Step 4: Apply First Round of Ink
I kind of like pretending I’m a robot for this step. The process goes like this:
- Put new paper onto the base plate ready for printing
- Spread a uniform layer of ink onto the brayer
- Use the brayer to apply an even layer of ink to the design plate
- Carefully place the top plate on top of the paper using the locator pins
- Crank that sucker through the rollers
- Remove the top plate, put the printed paper into a stack, and repeat!
Not going to lie, it gets a little tedious (which is why it helps to pretend you’re a robot). Those popsicle sticks are there for a reason, believe it or not. It’s impossible to roll the brayer evenly over the design plate without listing to one side or the other (and thus applying an uneven layer of ink) so you need a guide along the edges. In the past, I’ve grabbed sheets of .060″ acrylic (the design plates are exactly .060″ thick) and used the laser cutter to create my guides, but alas! My unfettered access to laser cutters is no more. Well… turns out popsicle sticks are manufactured to surprising tolerances and are pretty darn near .060″ thick, making them worthy replacements for my fancy laser-cut guides of yesteryear.
Here’s the inked top plate sandwiched on the paper and base plate, ready for cranking!
Crazy glow on the plastic edges when it’s all under pressure…
And here’s what it looks like when it comes out the other end! I chose not to ink the back of card design and dig how that turned out, too. Glamour shots of the single-color front and back, to give some more idea of what the texture is like:
Amazing you can get these kind of results at home, right??

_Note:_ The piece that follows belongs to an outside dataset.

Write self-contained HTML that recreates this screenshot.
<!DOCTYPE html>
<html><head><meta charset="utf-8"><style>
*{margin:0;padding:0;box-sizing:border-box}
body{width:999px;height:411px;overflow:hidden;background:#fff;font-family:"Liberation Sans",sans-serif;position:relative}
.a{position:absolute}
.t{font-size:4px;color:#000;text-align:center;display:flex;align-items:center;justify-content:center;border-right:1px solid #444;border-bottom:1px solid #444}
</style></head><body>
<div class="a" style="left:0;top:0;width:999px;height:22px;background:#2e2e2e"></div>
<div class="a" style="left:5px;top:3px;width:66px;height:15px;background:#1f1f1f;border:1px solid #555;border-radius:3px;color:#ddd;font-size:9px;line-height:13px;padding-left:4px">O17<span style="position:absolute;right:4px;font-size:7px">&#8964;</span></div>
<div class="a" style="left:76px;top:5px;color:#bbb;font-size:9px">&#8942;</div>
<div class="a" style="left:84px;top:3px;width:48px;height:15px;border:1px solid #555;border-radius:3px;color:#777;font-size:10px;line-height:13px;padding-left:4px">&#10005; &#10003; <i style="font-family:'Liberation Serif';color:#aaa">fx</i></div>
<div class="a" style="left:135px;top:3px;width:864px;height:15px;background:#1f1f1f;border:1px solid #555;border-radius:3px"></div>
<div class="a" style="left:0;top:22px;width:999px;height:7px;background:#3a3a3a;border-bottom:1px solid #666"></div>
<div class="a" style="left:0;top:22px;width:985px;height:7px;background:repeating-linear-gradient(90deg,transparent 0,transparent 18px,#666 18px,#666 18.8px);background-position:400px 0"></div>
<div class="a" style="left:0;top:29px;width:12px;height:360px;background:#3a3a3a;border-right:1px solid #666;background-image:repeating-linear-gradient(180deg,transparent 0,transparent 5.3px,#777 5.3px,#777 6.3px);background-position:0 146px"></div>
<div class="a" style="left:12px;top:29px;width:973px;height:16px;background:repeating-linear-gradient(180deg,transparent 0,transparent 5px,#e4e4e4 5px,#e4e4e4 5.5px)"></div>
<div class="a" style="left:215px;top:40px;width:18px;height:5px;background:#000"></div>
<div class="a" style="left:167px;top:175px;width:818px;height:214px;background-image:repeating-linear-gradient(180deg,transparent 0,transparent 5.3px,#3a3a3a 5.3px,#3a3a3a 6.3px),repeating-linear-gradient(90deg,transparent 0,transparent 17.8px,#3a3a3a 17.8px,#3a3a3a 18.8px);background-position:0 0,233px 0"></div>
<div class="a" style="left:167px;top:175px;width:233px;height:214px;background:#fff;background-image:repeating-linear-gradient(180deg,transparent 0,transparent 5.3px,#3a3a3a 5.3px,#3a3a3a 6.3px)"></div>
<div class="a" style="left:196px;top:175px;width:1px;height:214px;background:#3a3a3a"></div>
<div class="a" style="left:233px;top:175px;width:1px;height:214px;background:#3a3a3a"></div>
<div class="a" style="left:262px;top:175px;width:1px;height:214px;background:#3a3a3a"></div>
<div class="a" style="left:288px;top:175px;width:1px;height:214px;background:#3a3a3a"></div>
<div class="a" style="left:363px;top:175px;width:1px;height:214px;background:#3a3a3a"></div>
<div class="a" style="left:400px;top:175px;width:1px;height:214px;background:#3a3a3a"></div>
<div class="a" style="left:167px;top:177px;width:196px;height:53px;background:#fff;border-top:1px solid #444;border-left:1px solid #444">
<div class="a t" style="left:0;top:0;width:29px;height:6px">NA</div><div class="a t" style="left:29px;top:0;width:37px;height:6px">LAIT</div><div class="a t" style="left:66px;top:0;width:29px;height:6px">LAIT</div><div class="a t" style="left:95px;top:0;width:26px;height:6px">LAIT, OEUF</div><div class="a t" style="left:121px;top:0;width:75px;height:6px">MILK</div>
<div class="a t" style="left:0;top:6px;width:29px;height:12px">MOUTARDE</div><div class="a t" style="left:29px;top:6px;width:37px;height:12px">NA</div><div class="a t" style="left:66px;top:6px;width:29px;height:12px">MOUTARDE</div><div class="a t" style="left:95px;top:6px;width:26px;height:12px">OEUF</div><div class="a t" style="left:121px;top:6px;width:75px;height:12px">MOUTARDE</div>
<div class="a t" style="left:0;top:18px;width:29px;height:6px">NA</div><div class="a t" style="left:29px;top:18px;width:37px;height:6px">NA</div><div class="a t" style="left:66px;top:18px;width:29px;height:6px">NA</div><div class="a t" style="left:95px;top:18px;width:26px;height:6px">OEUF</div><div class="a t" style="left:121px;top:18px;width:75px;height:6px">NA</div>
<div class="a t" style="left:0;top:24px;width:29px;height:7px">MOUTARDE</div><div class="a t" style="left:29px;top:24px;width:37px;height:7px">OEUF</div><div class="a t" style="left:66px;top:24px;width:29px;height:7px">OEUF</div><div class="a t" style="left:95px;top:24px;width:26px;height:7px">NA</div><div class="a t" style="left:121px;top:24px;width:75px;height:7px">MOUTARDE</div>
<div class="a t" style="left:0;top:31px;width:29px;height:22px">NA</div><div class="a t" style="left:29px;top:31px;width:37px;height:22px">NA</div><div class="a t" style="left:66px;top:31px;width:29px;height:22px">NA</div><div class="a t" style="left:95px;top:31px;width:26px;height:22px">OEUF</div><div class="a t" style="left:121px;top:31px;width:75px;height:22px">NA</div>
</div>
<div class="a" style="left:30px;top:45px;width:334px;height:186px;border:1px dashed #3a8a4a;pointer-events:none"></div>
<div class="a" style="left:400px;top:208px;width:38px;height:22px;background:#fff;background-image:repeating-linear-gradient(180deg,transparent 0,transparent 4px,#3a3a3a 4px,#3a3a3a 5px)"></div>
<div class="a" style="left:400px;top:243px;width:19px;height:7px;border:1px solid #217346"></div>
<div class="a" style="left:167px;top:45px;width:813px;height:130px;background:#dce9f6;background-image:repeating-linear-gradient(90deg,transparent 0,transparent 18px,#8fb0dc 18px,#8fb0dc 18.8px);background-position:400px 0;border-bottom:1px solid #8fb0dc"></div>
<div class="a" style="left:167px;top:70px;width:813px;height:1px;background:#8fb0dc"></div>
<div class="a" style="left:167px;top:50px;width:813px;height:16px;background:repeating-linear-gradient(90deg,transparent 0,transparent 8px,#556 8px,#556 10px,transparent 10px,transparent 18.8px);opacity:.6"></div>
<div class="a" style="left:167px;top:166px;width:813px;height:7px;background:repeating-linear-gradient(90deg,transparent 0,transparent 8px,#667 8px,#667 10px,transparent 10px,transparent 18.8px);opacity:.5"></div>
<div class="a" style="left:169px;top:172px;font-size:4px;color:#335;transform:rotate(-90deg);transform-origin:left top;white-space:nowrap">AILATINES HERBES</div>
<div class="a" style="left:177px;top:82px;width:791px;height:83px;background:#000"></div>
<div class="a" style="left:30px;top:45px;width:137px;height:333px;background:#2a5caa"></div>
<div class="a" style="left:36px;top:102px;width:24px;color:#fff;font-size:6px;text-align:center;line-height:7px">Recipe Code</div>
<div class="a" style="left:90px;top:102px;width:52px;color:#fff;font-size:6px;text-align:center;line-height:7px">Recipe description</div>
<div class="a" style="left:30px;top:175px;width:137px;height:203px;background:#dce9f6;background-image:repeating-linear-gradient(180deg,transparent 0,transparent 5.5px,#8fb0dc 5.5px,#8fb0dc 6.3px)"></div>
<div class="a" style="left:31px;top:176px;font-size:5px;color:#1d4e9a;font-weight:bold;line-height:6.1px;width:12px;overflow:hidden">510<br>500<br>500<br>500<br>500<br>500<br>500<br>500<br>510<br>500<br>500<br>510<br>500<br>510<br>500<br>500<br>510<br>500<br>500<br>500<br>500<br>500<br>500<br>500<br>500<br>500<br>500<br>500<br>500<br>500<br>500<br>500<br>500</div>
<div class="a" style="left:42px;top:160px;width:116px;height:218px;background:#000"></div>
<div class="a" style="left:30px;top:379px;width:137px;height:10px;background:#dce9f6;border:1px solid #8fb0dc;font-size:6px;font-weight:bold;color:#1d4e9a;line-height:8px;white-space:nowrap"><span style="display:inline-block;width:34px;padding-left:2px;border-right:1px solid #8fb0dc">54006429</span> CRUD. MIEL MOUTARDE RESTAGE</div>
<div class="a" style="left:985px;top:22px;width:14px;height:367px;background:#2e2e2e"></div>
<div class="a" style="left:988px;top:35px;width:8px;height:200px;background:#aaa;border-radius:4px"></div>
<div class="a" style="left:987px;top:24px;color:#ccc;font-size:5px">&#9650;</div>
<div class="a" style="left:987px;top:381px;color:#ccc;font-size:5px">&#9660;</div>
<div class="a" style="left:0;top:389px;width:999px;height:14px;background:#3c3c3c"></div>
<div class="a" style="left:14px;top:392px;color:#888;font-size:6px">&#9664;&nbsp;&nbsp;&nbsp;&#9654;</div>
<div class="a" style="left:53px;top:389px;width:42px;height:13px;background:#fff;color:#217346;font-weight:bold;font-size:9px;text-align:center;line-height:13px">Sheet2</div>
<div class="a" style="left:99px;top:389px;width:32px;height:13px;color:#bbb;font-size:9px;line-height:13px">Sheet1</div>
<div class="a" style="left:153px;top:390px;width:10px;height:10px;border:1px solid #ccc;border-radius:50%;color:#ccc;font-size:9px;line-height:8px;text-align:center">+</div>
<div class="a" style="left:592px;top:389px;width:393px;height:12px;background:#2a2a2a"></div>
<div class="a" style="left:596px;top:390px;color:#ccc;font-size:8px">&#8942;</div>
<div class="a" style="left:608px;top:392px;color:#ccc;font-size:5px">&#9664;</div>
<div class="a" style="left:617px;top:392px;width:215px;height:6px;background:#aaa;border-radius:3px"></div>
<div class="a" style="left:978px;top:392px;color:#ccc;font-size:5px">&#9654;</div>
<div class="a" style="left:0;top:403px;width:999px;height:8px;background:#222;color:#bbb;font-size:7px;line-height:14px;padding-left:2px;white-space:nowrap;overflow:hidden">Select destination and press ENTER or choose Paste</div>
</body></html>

Step 5: Apply Second Ink Color
The process is identical to everything outlined above, except that you’re using the output from step 4 instead of blank cards, and the ink color & design plates are different. That’s it! Locating the new design plates is done again exactly as described in step 3, and after the cards all make their way through the rollers a second time, you get something like this:
That’s a wrap! Way more details about the setup (and cleanup) and printing process when I get around to the wedding invitation posts, but in the meantime this was too fun not to share.